Nuestra izquierda, la carnívora (Morena) y la vegetariana (PRD), con su prensa adicta, calla ante los crímenes de una secta de ladrones y asesinos dizque antiimperialistas pero temerosos ante la probabilidad de que Estados Unidos les deje de comprar petróleo. En pocos días, el régimen de Maduro ha consumado un autogolpe de Estado, levantando lo que en buena doctrina leninista se llama “poder dual”, es decir una asamblea constituyente que compita por la legitimidad con el parlamento legal en manos de la oposición democrática. También ha revocado el arresto domiciliario de Leopoldo López y Antonio Ledezma, dirigentes opositores, y los ha mandado de regreso a las mazmorras.

El “sentimiento” de nuestra izquierda frente a Venezuela se relaciona, cuando no se trata sólo de amor por el prójimo semejante, con una antigualla, la Doctrina Estrada, que mandataba la no intervención en los asuntos internos de otras naciones. Esa reliquia del siglo pasado fue desechada por el añorado PRI de Echeverría y López Portillo, quienes dieron cobijo inmediato a los perseguidos por Pinochet en 1973, como más tarde fueron muníficos con los sandinistas contra Somoza y reconocieron, interviniendo directamente en el conflicto civil salvadoreño a la guerrilla farabundista como parte beligerante, lo cual culminó en los acuerdos de paz de 1992, firmados, nada menos, que en la Ciudad de México.

Ejemplos hay muchos. En el siglo XXI, sólo las dictaduras, como las de Maduro o la del sátrapa sirio, piden “no intervención”. En el siglo XXI la humanidad es una sola y los derechos humanos, universales, como lo pregonan quienes han ejercido con toda libertad el marcaje personal al gobierno mexicano por los crímenes de Ayotzinapa mientras callan ante la dictadura venezolana. La razón es conocida: lo de septiembre de 2014 fue el primer crimen de Estado de la izquierda mexicana contra la izquierda mexicana, con los sicarios como brazo ejecutor.
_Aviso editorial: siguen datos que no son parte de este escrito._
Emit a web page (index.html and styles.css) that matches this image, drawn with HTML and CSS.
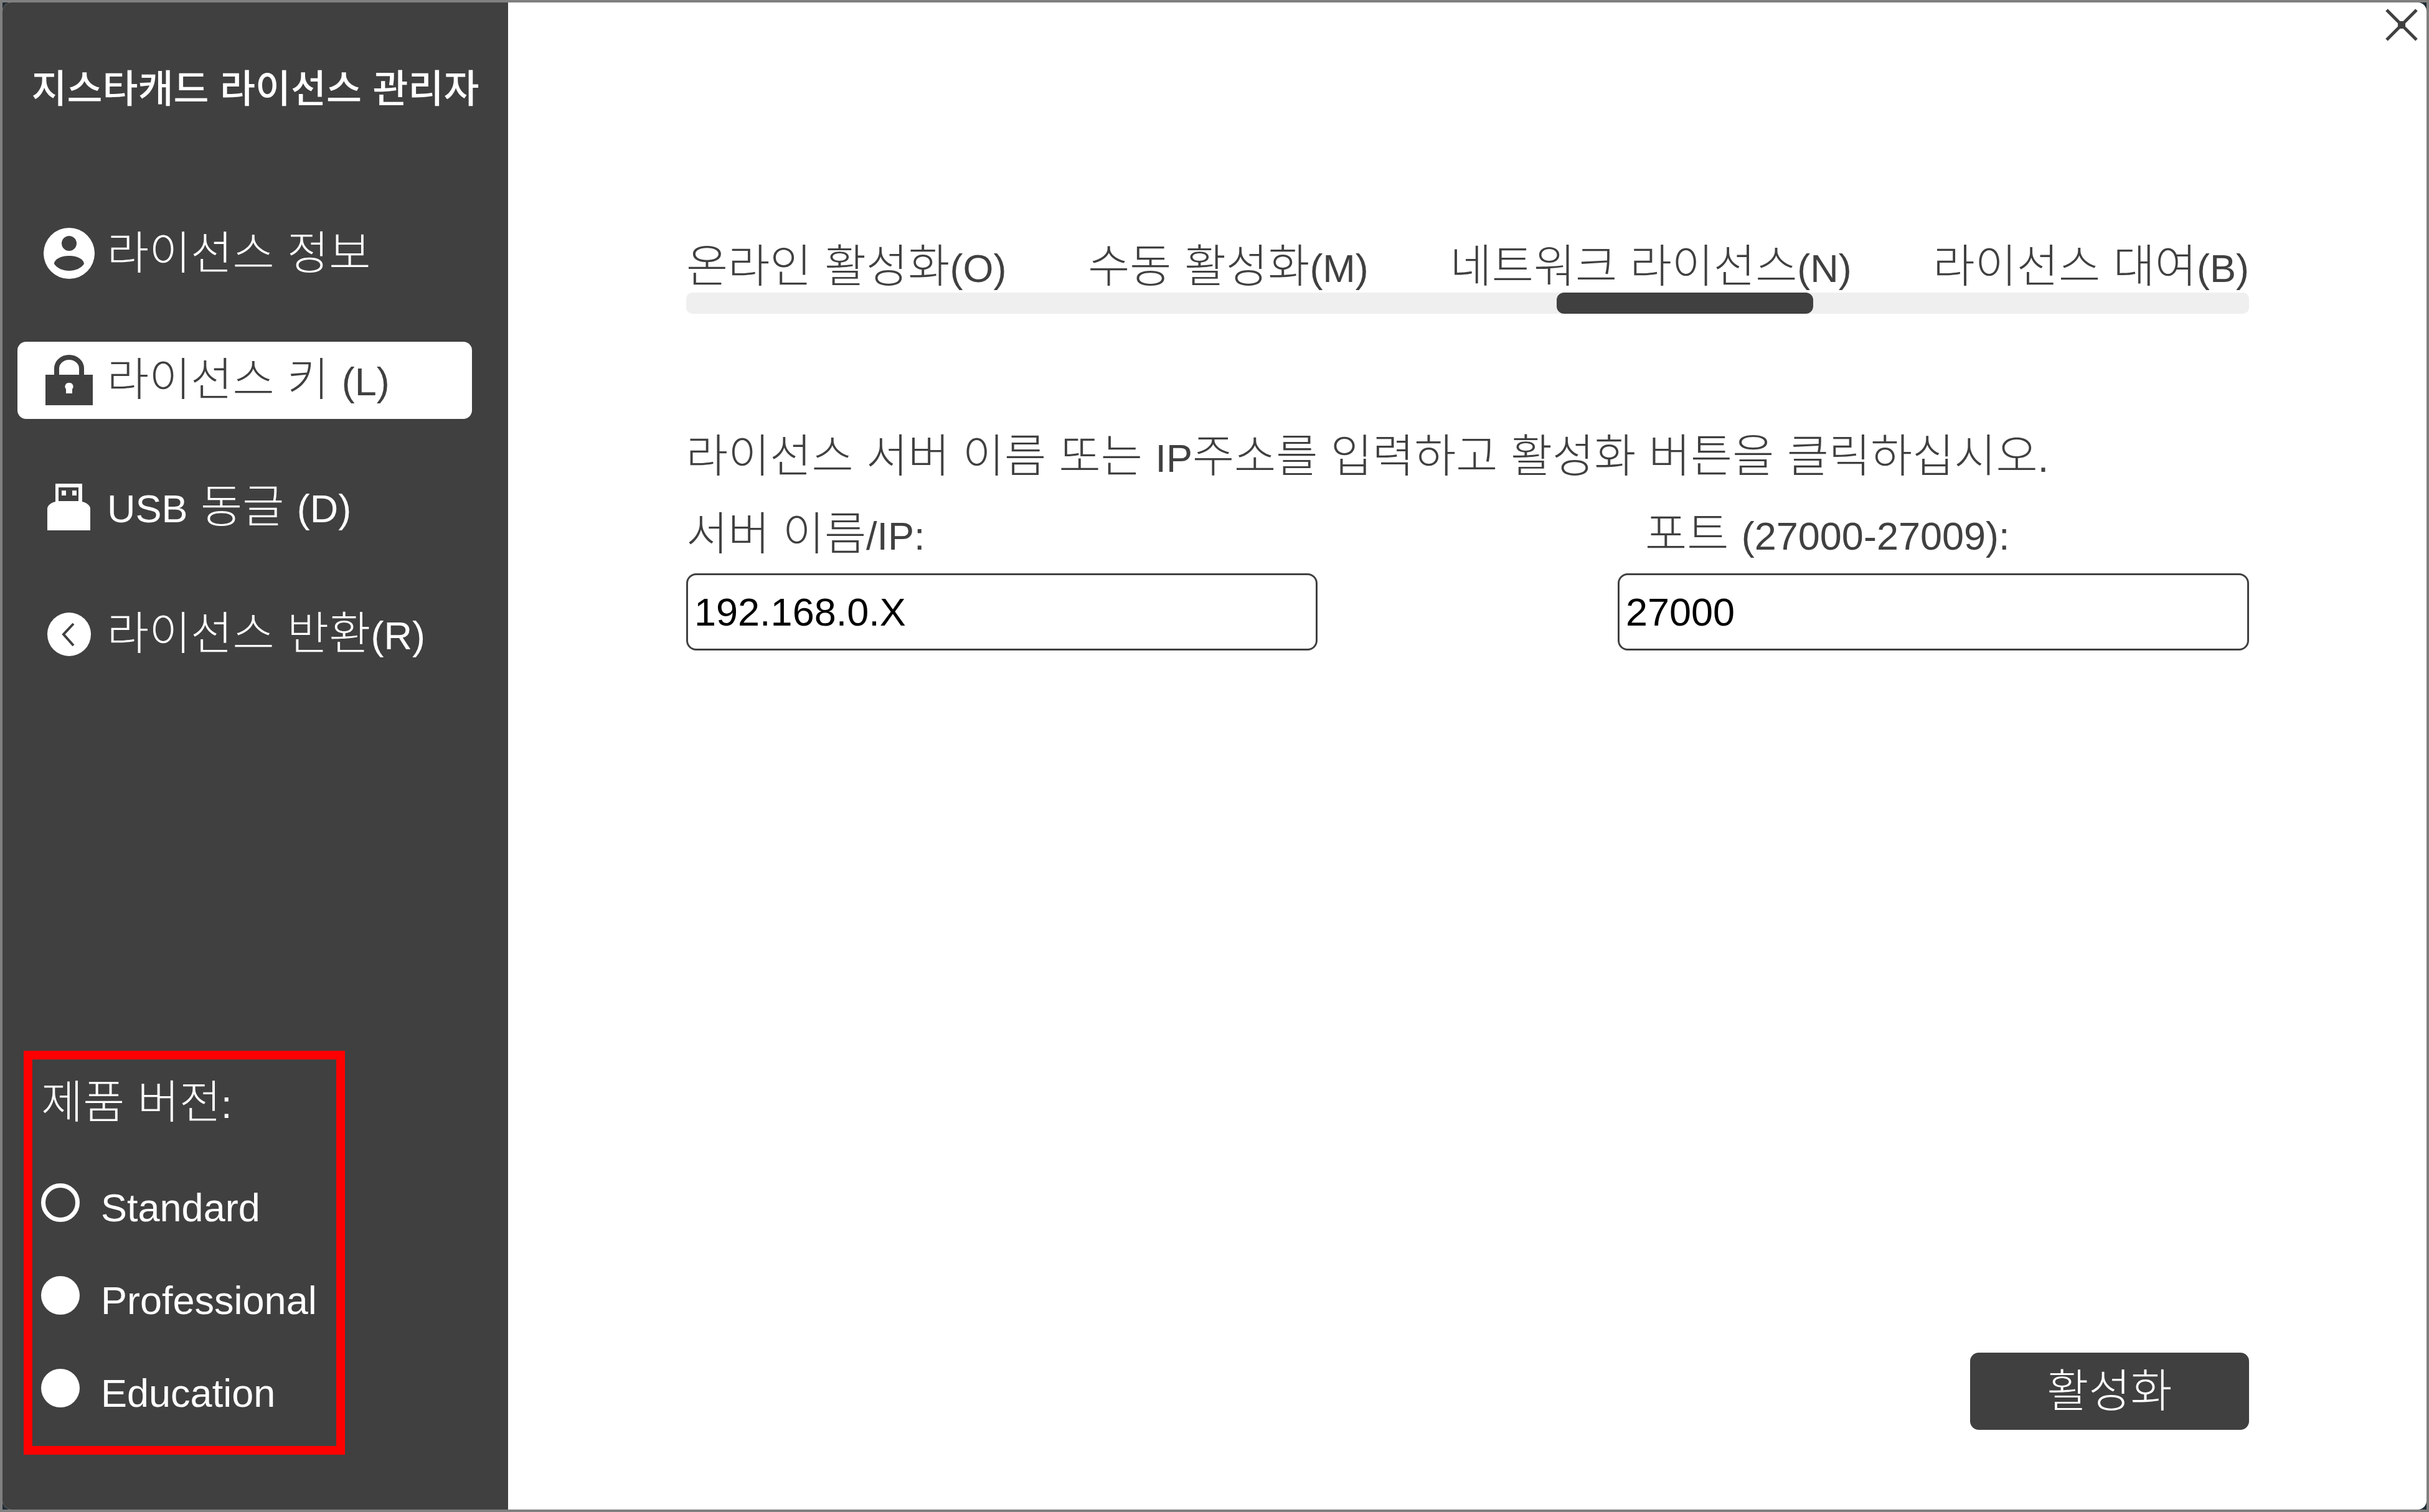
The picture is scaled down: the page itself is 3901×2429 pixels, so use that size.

Quizá los necesiten en el futuro, acaso por ello no condenan ni mencionan la probada naturaleza narcodependiente del gobierno venezolano o la antigua adicción de las FARC al derecho de piso cobrado a los traficantes.

A la nostalgia por aquella cortina de nopal conocida como la Doctrina Estrada, se suma la indignación de nuestra izquierda ante la posibilidad de verse navegando en el mismo barco que el repugnante Trump, quien al contrario de otros presidentes estadounidenses (bastante indiferentes, desde Bush II, a las bravatas chavistas), no parece irritarle gran cosa hacer negocios con déspotas y tiranuelos. Es mentira que el enemigo de nuestro enemigo sea nuestro amigo. Washington, como la Unión Europea, está obligado, a castigar al régimen de Maduro, como lo están los gobiernos latinoamericanos, incluido el de Peña Nieto, que tan parsimoniosos fueron en dejar crecer al engendro.

La lentitud continental en la condena de Maduro se debe al prolongado y eficaz mito de la Revolución cubana, supuestamente arrojada al autoritarismo (por decir lo menos) por Estados Unidos. Mentira llamada a perdurar siglos, tal parece. Por lo pronto, bien haríamos en mirarnos en el espejo venezolano, en el cual —digo, es un decir— quizá está nuestro futuro.